Però la meravigliosa Insettopia chi lo sa se sarà mai realizzata. La città dei diversi, disabili o diversamente umani potrebbe essere adesso subito Roma, Milano o Lugo di Romagna o qualunque altro posto. Sarebbe sufficiente una mutazione antropologica opposta a quella prevista da Pasolini. Una mutazione del modo come viviamo insieme per cui non solo i genitori si prenderebbero cura dei diversi e dei normali ma tutti, tutti insieme, regalandosi del tempo e dell’affetto.
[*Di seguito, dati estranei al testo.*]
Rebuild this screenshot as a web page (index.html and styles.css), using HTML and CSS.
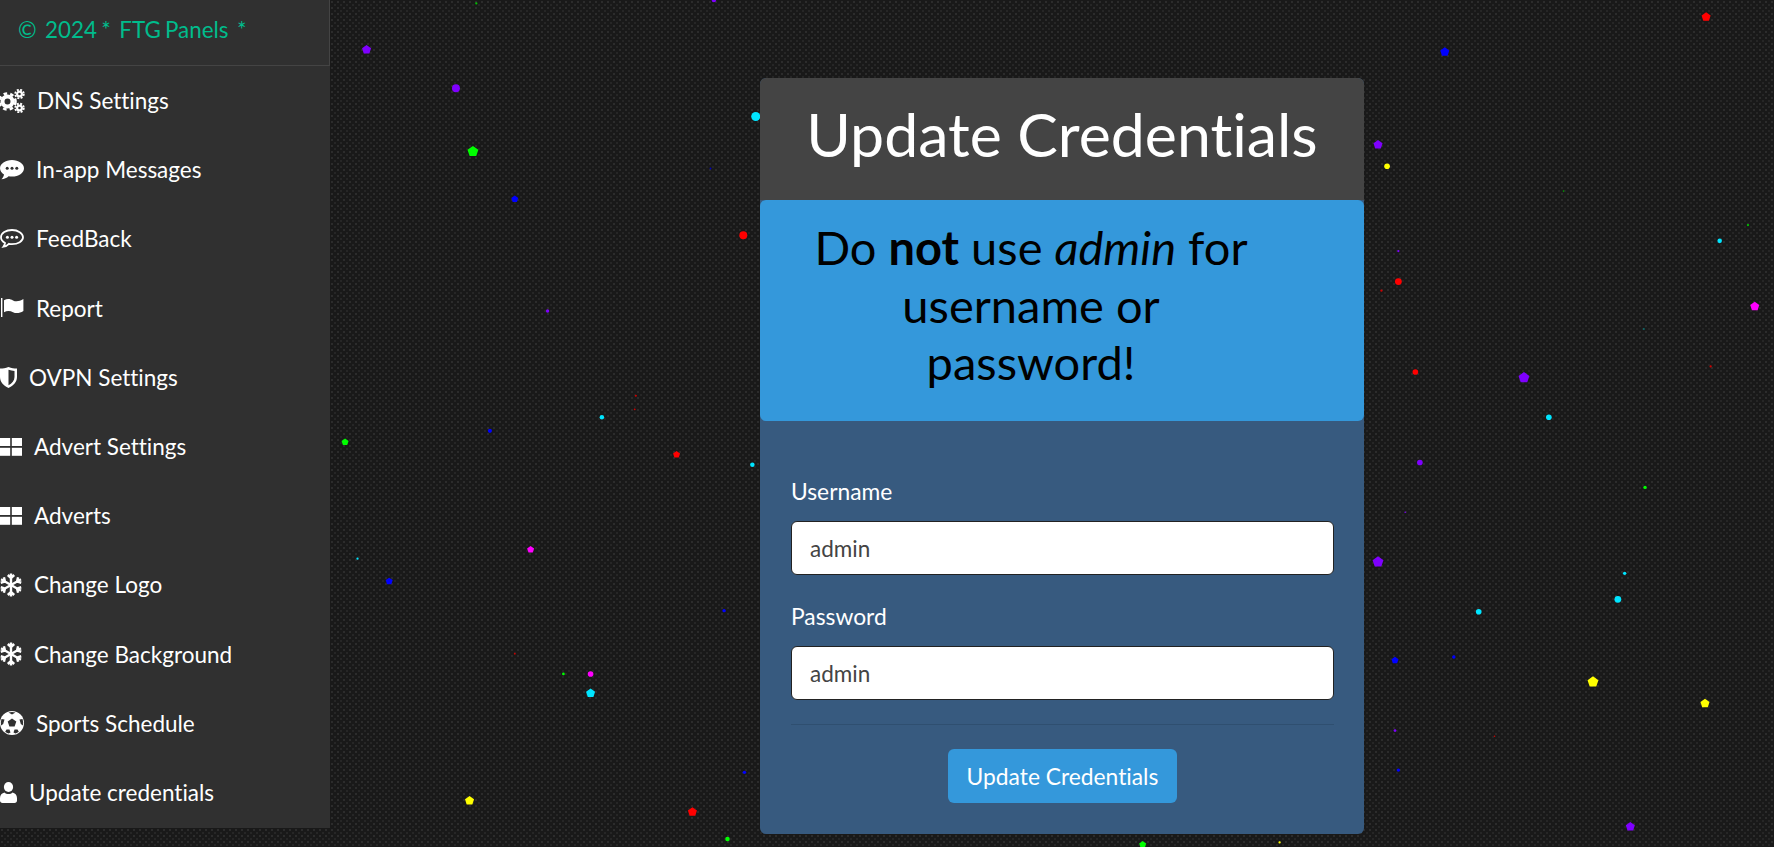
FILE: index.html
```html
<!DOCTYPE html>
<html>
<head>
    <title>Update Credentials</title>
    <link rel="stylesheet" href="styles.css">
</head>
<body>
    <!-- falling dots behind the panel -->
    <svg class="particles" viewBox="0 0 1568 749" preserveAspectRatio="none">
        <defs>
            <polygon id="p3" points="0,-3.200 3.100,-1 1.900,2.600 -1.900,2.600 -3.100,-1"/>
            <polygon id="p4" points="0,-4.200 4,-1.300 2.500,3.400 -2.500,3.400 -4,-1.300"/>
            <polygon id="p5" points="0,-5 4.800,-1.500 2.900,4 -2.900,4 -4.800,-1.500"/>
        </defs>
        <use href="#p4" x="324" y="44" fill="#7f00ff"/>
        <circle cx="421" cy="3" r="1" fill="#00c000"/>
        <circle cx="631" cy="0" r="2" fill="#7f00ff"/>
        <circle cx="403" cy="78" r="3.500" fill="#7f00ff"/>
        <use href="#p5" x="418" y="134" fill="#00ff00"/>
        <use href="#p3" x="455" y="176" fill="#0000ff"/>
        <circle cx="668" cy="103" r="4" fill="#00e5ff"/>
        <circle cx="657" cy="208" r="3.500" fill="#ff0000"/>
        <circle cx="628" cy="149" r=".8" fill="#0000c0"/>
        <circle cx="484" cy="275" r="1.500" fill="#7f00ff"/>
        <circle cx="562" cy="350" r=".9" fill="#d00000"/>
        <circle cx="561" cy="362" r=".8" fill="#d00000"/>
        <circle cx="532" cy="369" r="2" fill="#00e5ff"/>
        <circle cx="433" cy="381" r="1.800" fill="#0000ff"/>
        <use href="#p3" x="305" y="391" fill="#00ff00"/>
        <use href="#p3" x="598" y="402" fill="#ff0000"/>
        <circle cx="665" cy="411" r="2" fill="#00e5ff"/>
        <use href="#p3" x="469" y="486" fill="#ff00ff"/>
        <circle cx="316" cy="494" r="1" fill="#00e5ff"/>
        <use href="#p3" x="344" y="514" fill="#0000ff"/>
        <circle cx="640" cy="540" r="1.500" fill="#0000ff"/>
        <circle cx="455" cy="578" r=".8" fill="#d00000"/>
        <circle cx="498" cy="596" r="1.200" fill="#00ff00"/>
        <circle cx="522" cy="596" r="2.500" fill="#ff00ff"/>
        <use href="#p4" x="522" y="613" fill="#00e5ff"/>
        <circle cx="658" cy="683" r="1.500" fill="#0000ff"/>
        <use href="#p4" x="415" y="708" fill="#ffff00"/>
        <use href="#p4" x="612" y="718" fill="#ff0000"/>
        <circle cx="643" cy="742" r="2" fill="#00ff00"/>
        <use href="#p4" x="1508" y="15" fill="#ff0000"/>
        <use href="#p4" x="1277" y="46" fill="#0000ff"/>
        <use href="#p4" x="1218" y="128" fill="#7f00ff"/>
        <circle cx="1226" cy="147" r="2.500" fill="#ffff00"/>
        <circle cx="1382" cy="169" r=".7" fill="#00a000"/>
        <circle cx="1545" cy="199" r="1" fill="#00c000"/>
        <circle cx="1520" cy="213" r="2" fill="#00e5ff"/>
        <circle cx="1236" cy="222" r="1" fill="#7f00ff"/>
        <circle cx="1236" cy="249" r="3" fill="#ff0000"/>
        <circle cx="1221" cy="257" r="1" fill="#d00000"/>
        <use href="#p4" x="1551" y="271" fill="#ff00ff"/>
        <circle cx="1453" cy="291" r=".7" fill="#00a0a0"/>
        <circle cx="1251" cy="329" r="2.500" fill="#ff0000"/>
        <circle cx="1512" cy="324" r="1" fill="#d00000"/>
        <use href="#p5" x="1347" y="334" fill="#7f00ff"/>
        <circle cx="1369" cy="369" r="2.500" fill="#00e5ff"/>
        <circle cx="1255" cy="409" r="2.500" fill="#7f00ff"/>
        <circle cx="1454" cy="431" r="1.500" fill="#00ff00"/>
        <circle cx="1242" cy="453" r=".7" fill="#7f00ff"/>
        <use href="#p5" x="1218" y="497" fill="#7f00ff"/>
        <circle cx="1436" cy="507" r="1.500" fill="#00e5ff"/>
        <circle cx="1430" cy="530" r="3" fill="#00e5ff"/>
        <circle cx="1307" cy="541" r="2.500" fill="#00e5ff"/>
        <use href="#p3" x="1233" y="584" fill="#0000ff"/>
        <circle cx="1285" cy="581" r="1.500" fill="#0000ff"/>
        <use href="#p5" x="1408" y="603" fill="#ffff00"/>
        <use href="#p4" x="1507" y="622" fill="#ffff00"/>
        <circle cx="1233" cy="646" r="1.200" fill="#7f00ff"/>
        <circle cx="1236" cy="681" r="1.500" fill="#0000ff"/>
        <circle cx="1321" cy="651" r=".7" fill="#d00000"/>
        <use href="#p4" x="1441" y="731" fill="#7f00ff"/>
        <use href="#p3" x="1010" y="747" fill="#00ff00"/>
        <circle cx="1131" cy="745" r="1" fill="#ffff00"/>
    </svg>

    <div class="page">
        <aside class="sidebar">
            <div class="brand">©&nbsp; 2024 *&nbsp; FTG Panels&nbsp; *</div>
            <ul class="menu">
                <li class="menu-item">
                    <svg class="icon" width="25" height="24" viewBox="0 0 25 24">
                        <circle cx="7.500" cy="12.500" r="5" fill="none" stroke="#fff" stroke-width="4"/>
                        <circle cx="7.500" cy="12.500" r="8" fill="none" stroke="#fff" stroke-width="2.600" stroke-dasharray="3.600 3.100"/>
                        <circle cx="19.500" cy="5" r="2.400" fill="none" stroke="#fff" stroke-width="2.200"/>
                        <circle cx="19.500" cy="5" r="4.300" fill="none" stroke="#fff" stroke-width="1.800" stroke-dasharray="2 1.400"/>
                        <circle cx="19.500" cy="19" r="2.400" fill="none" stroke="#fff" stroke-width="2.200"/>
                        <circle cx="19.500" cy="19" r="4.300" fill="none" stroke="#fff" stroke-width="1.800" stroke-dasharray="2 1.400"/>
                    </svg>
                    DNS Settings
                </li>
                <li class="menu-item">
                    <svg class="icon" width="24" height="20" viewBox="0 0 24 20">
                        <path fill="#fff" d="M12 0C5.400 0 0 3.700 0 8.300c0 2.500 1.600 4.700 4 6.200-.2 1.700-1.200 3.400-2.600 4.700 2.900-.2 5.400-1.300 7.200-3 1.100.3 2.200.4 3.400.4 6.600 0 12-3.700 12-8.300S18.600 0 12 0z"/>
                        <circle cx="7.200" cy="8.300" r="1.500" fill="#303030"/>
                        <circle cx="12" cy="8.300" r="1.500" fill="#303030"/>
                        <circle cx="16.800" cy="8.300" r="1.500" fill="#303030"/>
                    </svg>
                    In-app Messages
                </li>
                <li class="menu-item">
                    <svg class="icon" width="24" height="20" viewBox="0 0 24 20">
                        <path fill="none" stroke="#fff" stroke-width="1.800" d="M12 1C6 1 1 4.200 1 8.300c0 2.300 1.500 4.300 4 5.700-.2 1.400-.8 2.600-1.600 3.700 2.300-.4 4.100-1.400 5.500-2.900 1 .3 2 .4 3.100.4 6 0 11-3 11-6.900S18 1 12 1z"/>
                        <circle cx="7.400" cy="8.300" r="1.500" fill="#fff"/>
                        <circle cx="12" cy="8.300" r="1.500" fill="#fff"/>
                        <circle cx="16.600" cy="8.300" r="1.500" fill="#fff"/>
                    </svg>
                    FeedBack
                </li>
                <li class="menu-item">
                    <svg class="icon" width="24" height="20" viewBox="0 0 24 20">
                        <rect x="1" y="0" width="1.400" height="19" fill="#fff"/>
                        <path fill="#fff" d="M4 2.200c3.500-2 6.500-1.200 9 .2 3 1.500 6.500 1 10.400-1.400V13c-3.600 2.400-7.400 2.700-10.400 1.200C10.500 13 7.500 12.300 4 14.200z"/>
                    </svg>
                    Report
                </li>
                <li class="menu-item">
                    <svg class="icon" width="17" height="21" viewBox="0 0 17 21">
                        <path fill="#fff" d="M0 1.500C3 1.500 5.500 1 8.500 0c3 1 5.500 1.500 8.500 1.500V10c0 5-3.500 8.800-8.500 11C3.500 18.800 0 15 0 10z"/>
                        <path fill="#303030" d="M8.500 2.800c2 .6 4 1 6 1.100V10c0 3.600-2.400 6.500-6 8.300z"/>
                    </svg>
                    OVPN Settings
                </li>
                <li class="menu-item">
                    <svg class="icon" width="22" height="18" viewBox="0 0 22 18">
                        <rect x="0" y="0" width="10.200" height="8" fill="#fff"/>
                        <rect x="11.800" y="0" width="10.200" height="8" fill="#fff"/>
                        <rect x="0" y="9.800" width="10.200" height="8" fill="#fff"/>
                        <rect x="11.800" y="9.800" width="10.200" height="8" fill="#fff"/>
                    </svg>
                    Advert Settings
                </li>
                <li class="menu-item">
                    <svg class="icon" width="22" height="18" viewBox="0 0 22 18">
                        <rect x="0" y="0" width="10.200" height="8" fill="#fff"/>
                        <rect x="11.800" y="0" width="10.200" height="8" fill="#fff"/>
                        <rect x="0" y="9.800" width="10.200" height="8" fill="#fff"/>
                        <rect x="11.800" y="9.800" width="10.200" height="8" fill="#fff"/>
                    </svg>
                    Adverts
                </li>
                <li class="menu-item">
                    <svg class="icon" width="22" height="24" viewBox="-11 -12 22 24">
                        <g id="flake" fill="none" stroke="#fff" stroke-width="2.400">
                            <path id="arm" d="M0 0V-11.500M-3.200 -10 0 -7l3.200 -3M0 0V11.500M-3.200 10 0 7l3.200 3"/>
                            <use href="#arm" transform="rotate(60)"/>
                            <use href="#arm" transform="rotate(120)"/>
                        </g>
                    </svg>
                    Change Logo
                </li>
                <li class="menu-item">
                    <svg class="icon" width="22" height="24" viewBox="-11 -12 22 24">
                        <use href="#flake"/>
                    </svg>
                    Change Background
                </li>
                <li class="menu-item">
                    <svg class="icon" width="24" height="24" viewBox="-12 -12 24 24">
                        <circle r="12" fill="#fff"/>
                        <polygon points="0,-4.500 4.300,-1.400 2.600,3.600 -2.600,3.600 -4.300,-1.400" fill="#303030"/>
                        <path fill="#303030" d="M-3.500 -10.500 0 -8.500 3.500 -10.500A11 11 0 0 0 -3.500 -10.500zM10.500 -4 7.500 -3.500 8.800 1 10.900 2.500A11 11 0 0 0 10.500 -4zM-10.500 -4 -7.500 -3.500 -8.800 1 -10.900 2.500A11 11 0 0 1 -10.500 -4zM-6.800 8.800 -5.500 6.500H-2.500L-1.500 9.500 -3.500 10.500A11 11 0 0 1 -6.800 8.800zM6.800 8.800 5.500 6.500H2.500L1.500 9.500 3.500 10.500A11 11 0 0 0 6.800 8.800z"/>
                    </svg>
                    Sports Schedule
                </li>
                <li class="menu-item">
                    <svg class="icon" width="17" height="21" viewBox="0 0 17 21">
                        <ellipse cx="8.500" cy="5" rx="4.600" ry="5" fill="#fff"/>
                        <path fill="#fff" d="M4.500 10.500c1 1 2.400 1.500 4 1.500s3-.5 4-1.500c2.500.5 4.500 2.500 4.500 5.500v2.500c0 1.500-1 2.500-2.500 2.500h-12C1 21 0 20 0 18.500V16c0-3 2-5 4.500-5.500z"/>
                    </svg>
                    Update credentials
                </li>
            </ul>
        </aside>

        <main class="card">
            <h1 class="card-header">Update Credentials</h1>
            <div class="alert">Do <strong>not</strong> use <em>admin</em> for username or password!</div>
            <form class="card-body">
                <label class="field-label" for="username">Username</label>
                <input class="field" type="text" id="username" value="admin">
                <label class="field-label" for="password">Password</label>
                <input class="field" type="text" id="password" value="admin">
                <hr class="divider">
                <div class="actions">
                    <button class="btn" type="button">Update Credentials</button>
                </div>
            </form>
        </main>
    </div>
</body>
</html>
```

FILE: styles.css
```css
html, body {
    height: 100%;
}

body {
    margin: 0;
    overflow: hidden;
    font-family: Lato, "Liberation Sans", sans-serif;
    font-variant-ligatures: none;
    color: #fff;
    background-color: #191919;
    background-image:
        radial-gradient(circle at 2px 2px, #2c2c2c 0 1px, transparent 1.5px),
        radial-gradient(circle at 5px 5px, #262626 0 1px, transparent 1.5px);
    background-size: 6px 6px;
}

.particles {
    position: absolute;
    top: 0;
    left: 0;
    width: 100%;
    height: 100%;
}

.page {
    position: relative;
    display: flex;
    align-items: flex-start;
}

.sidebar {
    flex: 0 0 330px;
    padding-bottom: 1px;
    background: #303030;
    overflow: hidden;
}

.brand {
    height: 66px;
    padding: 0 0 7px 18px;
    border-bottom: 1px solid #444;
    border-right: 1px solid #444;
    box-sizing: border-box;
    display: flex;
    align-items: center;
    font-size: 22.4px;
    word-spacing: -1.5px;
    color: #00bc8c;
    white-space: pre;
}

.menu {
    margin: 0;
    padding: 0;
    list-style: none;
}

.menu-item {
    height: 69.2px;
    display: flex;
    align-items: center;
    gap: 12px;
    font-size: 22.5px;
}

.icon {
    flex: none;
}

.card {
    width: 604px;
    margin: 78px 0 0 430px;
    background: #375a7f;
    border-radius: 6px;
    overflow: hidden;
}

.card-header {
    height: 122px;
    margin: 0;
    background: #444;
    font-size: 60.8px;
    font-weight: 400;
    line-height: 112px;
    text-align: center;
}

.alert {
    height: 221px;
    box-sizing: border-box;
    padding: 19px 108px 0 46px;
    background: #3498db;
    border-radius: 6px;
    color: #000;
    font-size: 47px;
    line-height: 57.5px;
    text-align: center;
}

.card-body {
    padding: 55px 30px 31px 31px;
}

.field-label {
    display: block;
    margin-bottom: 15px;
    font-size: 22.8px;
    line-height: 30px;
}

.field {
    display: block;
    width: 100%;
    height: 54px;
    box-sizing: border-box;
    margin-bottom: 26px;
    padding: 0 18px;
    border: 1px solid #222;
    border-radius: 6px;
    background: #fff;
    color: #444;
    font-family: inherit;
    font-variant-ligatures: none;
    font-size: 22.5px;
}

.field:last-of-type {
    margin-bottom: 0;
}

.divider {
    height: 1px;
    margin: 24px 0 24px;
    border: 0;
    background: #2f4f70;
}

.actions {
    text-align: center;
}

.btn {
    display: block;
    width: 229px;
    height: 54px;
    margin: 0 auto;
    padding: 0;
    border: 0;
    border-radius: 6px;
    background: #3498db;
    color: #fff;
    font-family: inherit;
    font-variant-ligatures: none;
    font-size: 22.8px;
}
```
Il presupposto è una grande civiltà, come diceva il mio amico Tano parlando delle feste che i giovani del movimento organizzavano nel 1977:

Quando un omosessuale bandiva una festa, cioè invitava tutti quanti, cinquantamila persone, sessantamila persone, ad una festa sui prati di Montalto di Castro, ad esempio, si andava tutti e c’era spazio per tutti, ma non solo per i giovani e per i belli. C’era spazio anche per i portatori di handicap, perché c’erano in mezzo a noi quelli che lavoravano con i portatori di handicap, e non erano assenteisti, quindi se li portavano, e c’erano insegnanti che portavano con sé i bambini, e c’era spazio per tutti, per i giovani, per i belli, per i brutti, per i portatori di handicap, c’era spazio per i pazzi, per i malati di mente. E secondo me solo nei periodi alti della civiltà esistono delle feste per tutti. Ecco, se tu ci fai caso, anche nella letteratura è raro trovare, sì, forse nella Comune di Parigi, ma soltanto nei periodi alti della civiltà è possibile trovare delle feste così, in cui c’è spazio per tutti…” (Tano D’Amico, in Claudio del Bello, Una sparatoria tranquilla, Roma, Odradek, 1997; pag. 39).

Magari ci siamo vicini a Insettopia, magari stiamo cambiando e non ce ne accorgiamo, magari i social network sono il disegno della città futura, tra immagini e parole condivise. Speriamo caro Gianluca prima molto prima di quando, come scrivi alla fine:

Noi ci faremo qualche bella passeggiata ancora assieme. Quando io non ci vedrò quasi più, forse passeremo col rosso“.

Grazie per aver detto fino a questo punto di tutta quella immensa disperata felicità.